There is reason to embrace social and emotional learning as an integral part of the learning experience. For some, however, social and emotional learning makes us uneasy. There are several reasons for that and steps we can take to deepen our own understanding and be vigilant in monitoring the classroom implementation.
- For some, social and emotional learning may be new or unfamiliar and they are not confident in their ability to apply the skills and strategies in ways that support student learning. In fact, this has been true for some teachers as well. Many SEL programs include a parent component designed to introduce parents and caregivers to the skills and strategies that support students’ social and emotional development. Become familiar with what is being taught in the curriculum.
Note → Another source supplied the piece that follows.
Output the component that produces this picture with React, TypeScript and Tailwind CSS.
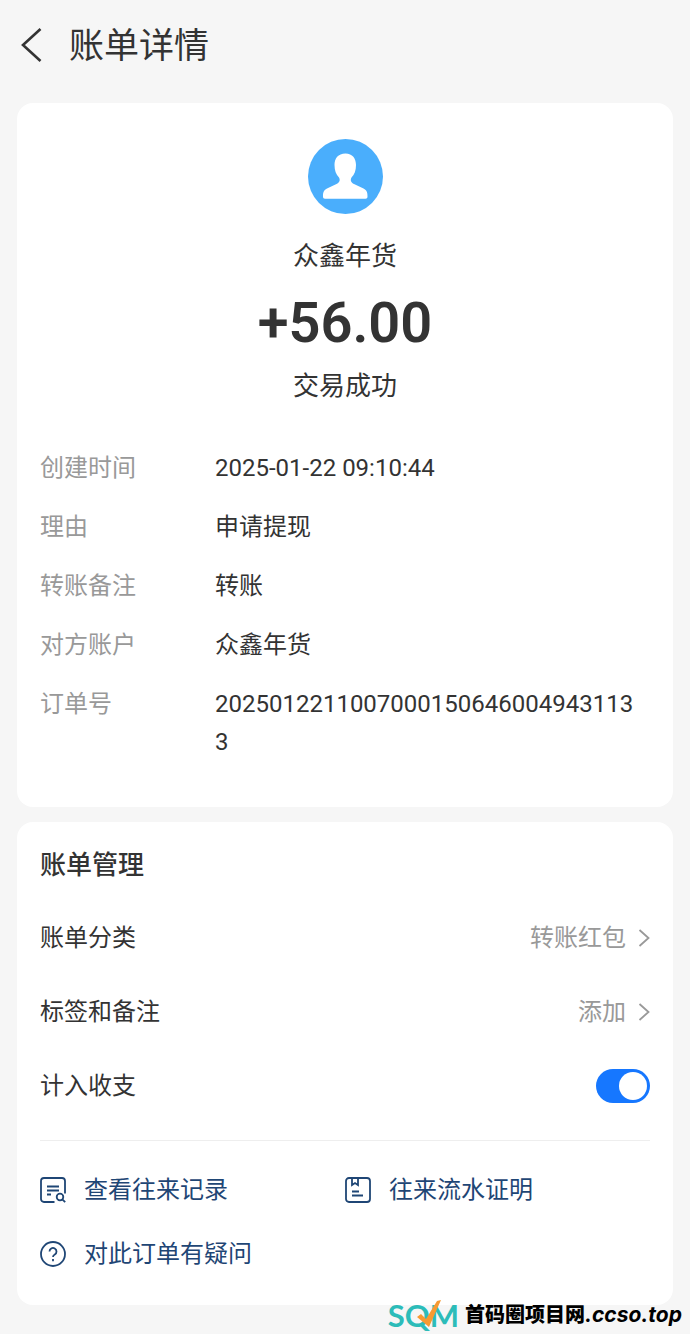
import React, { useState } from 'react';

const details = [
  { label: '创建时间', value: '2025-01-22 09:10:44' },
  { label: '理由', value: '申请提现' },
  { label: '转账备注', value: '转账' },
  { label: '对方账户', value: '众鑫年货' },
  { label: '订单号', value: '20250122110070001506460049431133' },
];

const BillDetail: React.FC = () => {
  const [counted, setCounted] = useState(true);

  return (
    <div className="relative min-h-screen bg-[#f6f6f6] px-[17px] pb-7 font-['Roboto','Noto_Sans_CJK_SC',sans-serif] text-2xl text-[#333]">
      <header className="flex h-[103px] items-start pt-5">
        <button type="button" aria-label="返回" className="flex h-[50px] w-[52px] items-center pl-1">
          <svg width="22" height="36" viewBox="0 0 22 36" fill="none" stroke="#333" strokeWidth="2.6">
            <path d="M19.5 2 2 18l17.5 16" />
          </svg>
        </button>
        <h1 className="text-[35px] leading-[54px]">账单详情</h1>
      </header>

      <main className="flex flex-col gap-[15px]">
        <section className="rounded-2xl bg-white px-[23px] pt-9 pb-[46px]">
          <div className="flex flex-col items-center">
            <Avatar />
            <p className="mt-6 text-[26px] leading-9">众鑫年货</p>
            <p className="mt-4 text-[56px] leading-[66px] font-semibold">+56.00</p>
            <p className="mt-3 text-[26px] leading-9">交易成功</p>
          </div>
          <dl className="mt-[45px] flex flex-col gap-[21px] leading-[38px]">
            {details.map((item) => (
              <div key={item.label} className="flex">
                <dt className="w-[175px] shrink-0 text-[#999]">{item.label}</dt>
                <dd className="min-w-0 flex-1 pr-3 break-all">{item.value}</dd>
              </div>
            ))}
          </dl>
        </section>

        <section className="rounded-2xl bg-white px-[23px] pt-[25px] pb-8">
          <h2 className="text-[26px] leading-9 font-medium">账单管理</h2>
          <div className="mt-[18px] flex flex-col">
            <LinkRow label="账单分类" value="转账红包" />
            <LinkRow label="标签和备注" value="添加" />
            <label className="flex h-[74px] items-center justify-between">
              计入收支
              <input
                type="checkbox"
                role="switch"
                checked={counted}
                onChange={(e) => setCounted(e.target.checked)}
                className="peer sr-only"
              />
              <span className="flex h-[34px] w-[54px] items-center rounded-full bg-[#ccc] p-[3px] peer-checked:justify-end peer-checked:bg-[#1677ff]">
                <span className="size-7 rounded-full bg-white" />
              </span>
            </label>
          </div>
          <div className="mt-[17px] grid grid-cols-2 gap-y-[26px] border-t border-[#eee] pt-[30px] text-[#1f4675]">
            <ActionLink icon={<RecordIcon />} text="查看往来记录" />
            <ActionLink icon={<ProofIcon />} text="往来流水证明" />
            <ActionLink icon={<QuestionIcon />} text="对此订单有疑问" />
          </div>
        </section>
      </main>

      <Watermark />
    </div>
  );
};

const LinkRow: React.FC<{ label: string; value: string }> = ({ label, value }) => (
  <button type="button" className="flex h-[74px] items-center justify-between">
    <span>{label}</span>
    <span className="flex items-center gap-3 text-[#999]">
      {value}
      <svg width="12" height="20" viewBox="0 0 12 20" fill="none" stroke="currentColor" strokeWidth="1.8">
        <path d="m1.500 2 9 8-9 8" />
      </svg>
    </span>
  </button>
);

const ActionLink: React.FC<{ icon: React.ReactNode; text: string }> = ({ icon, text }) => (
  <a href="#" className="flex items-center gap-[18px] leading-[38px]">
    {icon}
    {text}
  </a>
);

const Avatar: React.FC = () => (
  <svg width="75" height="75" viewBox="0 0 75 75">
    <circle cx="37.5" cy="37.5" r="37.5" fill="#4aaefc" />
    <path
      fill="#fff"
      d="M37.500 14.500C30 14.500 26.500 19.500 26.500 26c0 5.500 1.500 9.500 4.500 12.500 1.500 3 .5 5-2.500 6.500L19 49.500c-3.500 2-4 4-4 8 0 1.500.7 2.200 2 2.200h40.500c1.300 0 2-.7 2-2.200 0-4-.5-6-4-8L46 45c-3-1.500-4-3.500-2.500-6.500 3-3 4.500-7 4.500-12.500 0-6.500-3.500-11.500-10.500-11.500z"
    />
  </svg>
);

const RecordIcon: React.FC = () => (
  <svg width="26" height="26" viewBox="0 0 26 26" fill="none" stroke="currentColor" strokeWidth="1.8">
    <path d="M14.500 25H4a3 3 0 0 1-3-3V4a3 3 0 0 1 3-3h18a3 3 0 0 1 3 3v12.500" />
    <path d="M7 9.500h12M7 13.500h12M7 17.500h4" />
    <circle cx="20" cy="20" r="3.300" />
    <path d="m22.300 22.300 2.900 2.900" />
  </svg>
);

const ProofIcon: React.FC = () => (
  <svg width="26" height="26" viewBox="0 0 26 26" fill="none" stroke="currentColor" strokeWidth="1.8">
    <rect x="1" y="1" width="24" height="24" rx="3" />
    <path d="M7 1v7l3-2 3 2V1M7 14.500h7M7 18.500h11" />
  </svg>
);

const QuestionIcon: React.FC = () => (
  <svg width="26" height="26" viewBox="0 0 26 26" fill="none" stroke="currentColor" strokeWidth="1.8">
    <circle cx="13" cy="13" r="12" />
    <path d="M9.500 10.500a3.500 3.500 0 1 1 5.300 3c-1.300.8-1.800 1.300-1.800 2.500M13 18v2.200" />
  </svg>
);

const Watermark: React.FC = () => (
  <div className="absolute right-2 bottom-0 flex h-[38px] items-center gap-[6px] whitespace-nowrap text-black">
    <span className="relative font-['Lato',sans-serif] text-[31px] leading-[38px] font-bold text-[#2cbcb9]">
      SQM
      <svg className="absolute top-1 left-[29px]" width="24" height="27" viewBox="0 0 24 27">
        <path d="M0 17l4-3 5 5L20 1l4-1-12 27z" fill="#f79a32" />
      </svg>
    </span>
    <span className="flex items-center text-xl font-black">
      首码圈项目网
      <span className="font-['Inter',sans-serif] text-[21px] font-bold italic">.ccso.top</span>
    </span>
  </div>
);

export default BillDetail;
- Others have concerns that social and emotional learning teaches values. SEL does not teach values. Instead, SEL curriculum focuses on the CASEL competencies, which emphasize learning and applying knowledge and skills about emotions, dealing with stress, social relationships, and each student’s sense of self. While the curriculum indicates what should be taught, how it is taught is the implementation. Seek information that offers insights into how SEL is being implemented in your school or district.
- Finally, some think that SEL programs are co-opting the role of parents or families. Teachers recognize the important role that parents play in laying the foundation for the social and emotional learning of our children. As schools continue to build and reinforce these important skills and strategies, as well as introduce them to students who have not been exposed to them in the home, they will cultivate in all students the communication and self-regulation skills required to navigate a complex world.
A final story. Every summer our local community hosts a three-day summer festival, a time for the community to gather and celebrate with games, activities, music, food, and more. On “Family Day,” one of the activities is a Diaper Derby with categories for crawlers and for walkers. At 15 months old, our granddaughter is a confident walker and joined her mommy at the start of the race. The goal was simply to run a short distance on the grassy lawn into her daddy’s arms. A wide smile filled Elsie’s face as she left the starting line and headed towards her daddy. Seconds into the race, a little boy unexpectedly ran across the lawn knocking her to the ground. While she stayed on the ground for a few moments, there were no tears. When she stood up, she looked at the boy and signed, “All Done.” Then she moved around him and continued towards her daddy. At one point, she looked back at the boy who was still on the ground, and then ran the rest of the way into her daddy’s waiting arms. In her own way, what did Elsie demonstrate? It’s fun to try new things. You may face obstacles, but you don’t have to let them stop you. You can persevere. You can show empathy. You can complete your goal.
Let us take the opportunity each day to help our children build the skills and strategies they will need to be successful throughout their lifetime.